E já toda a gente parecia dar-se por satisfeita por esta altura. Mas mal o set preliminar ao espectáculo de Veigh começa a tocar, o êxtase da multidão — agora, sim, à imagem de um festival de maiores proporções — atinge um outro patamar com uma curadoria exclusiva a hits canarinhos inidentificáveis deste lado. Afinal, foi mesmo pelo paulista que a miudagem veio, e nunca se viu durante estes três dias tamanha mancha de telemóveis em riste de flash ligado — com espectadores aos ombros uns dos outros, até. 

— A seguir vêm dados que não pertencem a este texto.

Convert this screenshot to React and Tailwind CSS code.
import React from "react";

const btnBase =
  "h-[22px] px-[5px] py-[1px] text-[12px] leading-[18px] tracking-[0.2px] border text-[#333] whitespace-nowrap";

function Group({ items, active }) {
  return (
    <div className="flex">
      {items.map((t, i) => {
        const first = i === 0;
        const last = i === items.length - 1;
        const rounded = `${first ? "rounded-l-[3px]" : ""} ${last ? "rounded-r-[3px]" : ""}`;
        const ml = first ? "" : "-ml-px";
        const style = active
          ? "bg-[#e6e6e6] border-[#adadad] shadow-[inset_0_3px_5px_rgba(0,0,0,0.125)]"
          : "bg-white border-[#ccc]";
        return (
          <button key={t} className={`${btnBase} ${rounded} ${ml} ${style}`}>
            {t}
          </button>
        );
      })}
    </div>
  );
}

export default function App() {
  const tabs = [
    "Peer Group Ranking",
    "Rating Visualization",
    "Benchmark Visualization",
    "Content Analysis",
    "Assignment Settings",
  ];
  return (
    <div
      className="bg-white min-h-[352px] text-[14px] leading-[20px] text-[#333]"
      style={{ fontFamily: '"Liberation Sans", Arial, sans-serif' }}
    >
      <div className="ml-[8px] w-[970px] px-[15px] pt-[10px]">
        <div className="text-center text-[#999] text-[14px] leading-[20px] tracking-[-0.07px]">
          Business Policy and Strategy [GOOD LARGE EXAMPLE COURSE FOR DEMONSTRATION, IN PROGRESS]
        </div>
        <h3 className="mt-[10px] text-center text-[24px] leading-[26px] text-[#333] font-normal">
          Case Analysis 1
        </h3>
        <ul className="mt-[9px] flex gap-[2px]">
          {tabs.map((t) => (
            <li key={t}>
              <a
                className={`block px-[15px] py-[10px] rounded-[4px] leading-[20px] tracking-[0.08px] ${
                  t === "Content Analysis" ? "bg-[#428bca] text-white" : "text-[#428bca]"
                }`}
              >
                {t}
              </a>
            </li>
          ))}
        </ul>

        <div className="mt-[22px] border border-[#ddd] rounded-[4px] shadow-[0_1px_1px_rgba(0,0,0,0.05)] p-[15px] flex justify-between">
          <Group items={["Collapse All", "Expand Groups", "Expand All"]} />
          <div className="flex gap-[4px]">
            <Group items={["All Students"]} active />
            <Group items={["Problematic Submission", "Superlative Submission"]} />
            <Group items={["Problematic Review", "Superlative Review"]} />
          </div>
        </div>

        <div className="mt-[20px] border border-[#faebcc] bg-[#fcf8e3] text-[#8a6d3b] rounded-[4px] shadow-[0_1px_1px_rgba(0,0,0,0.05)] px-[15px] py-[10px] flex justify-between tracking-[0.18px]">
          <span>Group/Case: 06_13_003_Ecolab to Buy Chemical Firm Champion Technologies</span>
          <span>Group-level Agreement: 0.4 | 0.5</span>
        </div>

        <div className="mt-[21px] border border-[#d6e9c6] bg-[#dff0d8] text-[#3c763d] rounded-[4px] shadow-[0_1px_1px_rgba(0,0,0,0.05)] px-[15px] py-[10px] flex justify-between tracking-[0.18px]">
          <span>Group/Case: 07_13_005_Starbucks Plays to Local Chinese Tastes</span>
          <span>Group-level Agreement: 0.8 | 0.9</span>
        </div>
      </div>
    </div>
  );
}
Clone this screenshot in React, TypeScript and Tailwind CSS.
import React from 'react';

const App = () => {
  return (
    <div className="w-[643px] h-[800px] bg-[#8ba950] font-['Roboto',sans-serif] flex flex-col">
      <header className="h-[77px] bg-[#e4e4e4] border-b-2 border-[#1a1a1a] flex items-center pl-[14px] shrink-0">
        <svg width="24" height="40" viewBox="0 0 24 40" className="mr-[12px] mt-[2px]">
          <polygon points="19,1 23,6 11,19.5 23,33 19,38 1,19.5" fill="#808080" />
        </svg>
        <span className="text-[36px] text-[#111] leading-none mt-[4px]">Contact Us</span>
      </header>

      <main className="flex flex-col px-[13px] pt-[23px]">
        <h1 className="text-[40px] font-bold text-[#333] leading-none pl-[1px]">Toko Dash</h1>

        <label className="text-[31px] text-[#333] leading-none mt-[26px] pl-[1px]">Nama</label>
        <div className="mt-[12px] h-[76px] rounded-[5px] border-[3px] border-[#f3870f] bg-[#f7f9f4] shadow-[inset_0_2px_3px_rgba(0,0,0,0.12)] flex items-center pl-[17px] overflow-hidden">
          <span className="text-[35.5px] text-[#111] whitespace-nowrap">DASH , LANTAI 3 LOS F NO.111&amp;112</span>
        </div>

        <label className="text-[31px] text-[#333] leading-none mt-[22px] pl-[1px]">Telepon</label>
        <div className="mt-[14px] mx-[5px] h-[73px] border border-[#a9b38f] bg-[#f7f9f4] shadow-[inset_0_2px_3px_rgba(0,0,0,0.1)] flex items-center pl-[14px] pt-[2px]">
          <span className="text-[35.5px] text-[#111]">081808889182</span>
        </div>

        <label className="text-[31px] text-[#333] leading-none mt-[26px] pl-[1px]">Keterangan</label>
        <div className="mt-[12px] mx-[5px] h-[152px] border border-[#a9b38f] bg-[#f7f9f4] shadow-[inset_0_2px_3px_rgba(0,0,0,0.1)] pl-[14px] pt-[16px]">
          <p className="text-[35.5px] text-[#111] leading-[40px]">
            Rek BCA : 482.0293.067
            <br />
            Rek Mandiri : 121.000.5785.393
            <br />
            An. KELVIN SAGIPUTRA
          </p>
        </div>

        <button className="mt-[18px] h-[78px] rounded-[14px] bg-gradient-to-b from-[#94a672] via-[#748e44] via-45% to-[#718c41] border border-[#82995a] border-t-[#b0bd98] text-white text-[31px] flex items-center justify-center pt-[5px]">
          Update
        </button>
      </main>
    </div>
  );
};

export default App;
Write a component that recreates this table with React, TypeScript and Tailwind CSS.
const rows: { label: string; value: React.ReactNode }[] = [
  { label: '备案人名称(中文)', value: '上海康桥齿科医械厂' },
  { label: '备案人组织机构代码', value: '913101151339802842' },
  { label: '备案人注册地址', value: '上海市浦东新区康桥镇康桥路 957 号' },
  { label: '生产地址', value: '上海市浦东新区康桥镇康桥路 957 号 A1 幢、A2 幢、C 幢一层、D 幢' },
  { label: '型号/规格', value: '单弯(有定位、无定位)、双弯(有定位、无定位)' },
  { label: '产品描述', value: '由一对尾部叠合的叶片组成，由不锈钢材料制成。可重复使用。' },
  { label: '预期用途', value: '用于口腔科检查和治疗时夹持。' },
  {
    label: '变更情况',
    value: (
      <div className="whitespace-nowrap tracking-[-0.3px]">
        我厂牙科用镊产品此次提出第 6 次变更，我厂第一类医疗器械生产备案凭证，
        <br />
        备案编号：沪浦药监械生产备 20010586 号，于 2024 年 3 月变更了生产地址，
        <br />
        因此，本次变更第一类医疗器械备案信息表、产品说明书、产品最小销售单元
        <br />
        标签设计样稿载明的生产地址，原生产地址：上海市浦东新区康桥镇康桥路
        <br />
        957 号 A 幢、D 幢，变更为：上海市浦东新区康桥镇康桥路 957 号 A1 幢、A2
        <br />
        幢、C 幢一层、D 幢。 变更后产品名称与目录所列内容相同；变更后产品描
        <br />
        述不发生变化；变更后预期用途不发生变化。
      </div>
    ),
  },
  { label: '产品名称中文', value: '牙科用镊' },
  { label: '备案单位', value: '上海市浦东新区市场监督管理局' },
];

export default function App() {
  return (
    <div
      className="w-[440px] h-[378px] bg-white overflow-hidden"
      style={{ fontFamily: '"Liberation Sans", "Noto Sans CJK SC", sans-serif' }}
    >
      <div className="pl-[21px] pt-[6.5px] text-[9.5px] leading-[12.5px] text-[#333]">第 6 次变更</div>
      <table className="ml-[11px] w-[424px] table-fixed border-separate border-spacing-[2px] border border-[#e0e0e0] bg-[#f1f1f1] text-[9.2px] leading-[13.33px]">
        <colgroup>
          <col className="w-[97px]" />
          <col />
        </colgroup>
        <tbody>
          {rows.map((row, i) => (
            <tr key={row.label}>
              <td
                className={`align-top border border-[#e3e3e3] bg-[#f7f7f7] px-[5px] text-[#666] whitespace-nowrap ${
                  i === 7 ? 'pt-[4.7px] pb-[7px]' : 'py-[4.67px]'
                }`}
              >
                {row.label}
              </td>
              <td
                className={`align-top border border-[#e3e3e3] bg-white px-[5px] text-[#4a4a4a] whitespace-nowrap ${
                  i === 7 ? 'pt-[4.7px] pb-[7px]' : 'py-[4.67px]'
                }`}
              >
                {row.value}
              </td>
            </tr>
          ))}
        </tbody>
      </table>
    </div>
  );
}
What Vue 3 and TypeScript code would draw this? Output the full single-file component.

Thiago Veigh apresenta-se, assim, como caso paradigmático da força que as mais recentes expressões da música brasileira vêm a ter junto das novas gerações: estes artistas estão a dominar playlists fora deste lado do Atlântico e, como bons filhos do Brasil que são, sabem dar show. Ainda que a música de fundo se sobreponha à voz, o trapper de São Paulo revela agilidade e andamento suficientes para domar uma plateia completamente rendida, de letras da língua-irmã na ponta da língua que trazem a ebulição de hormonas à flor da pele. “Sou da terra do funk e do samba”, canta Veigh em “Londres Freestyle”, e, mais ou menos como reza no verso seguinte, essa cantiga não engana. Matéria de Supernova sob o céu estrelado de Gavião é o final de noite — e de festival — que esta gente queria e merecia.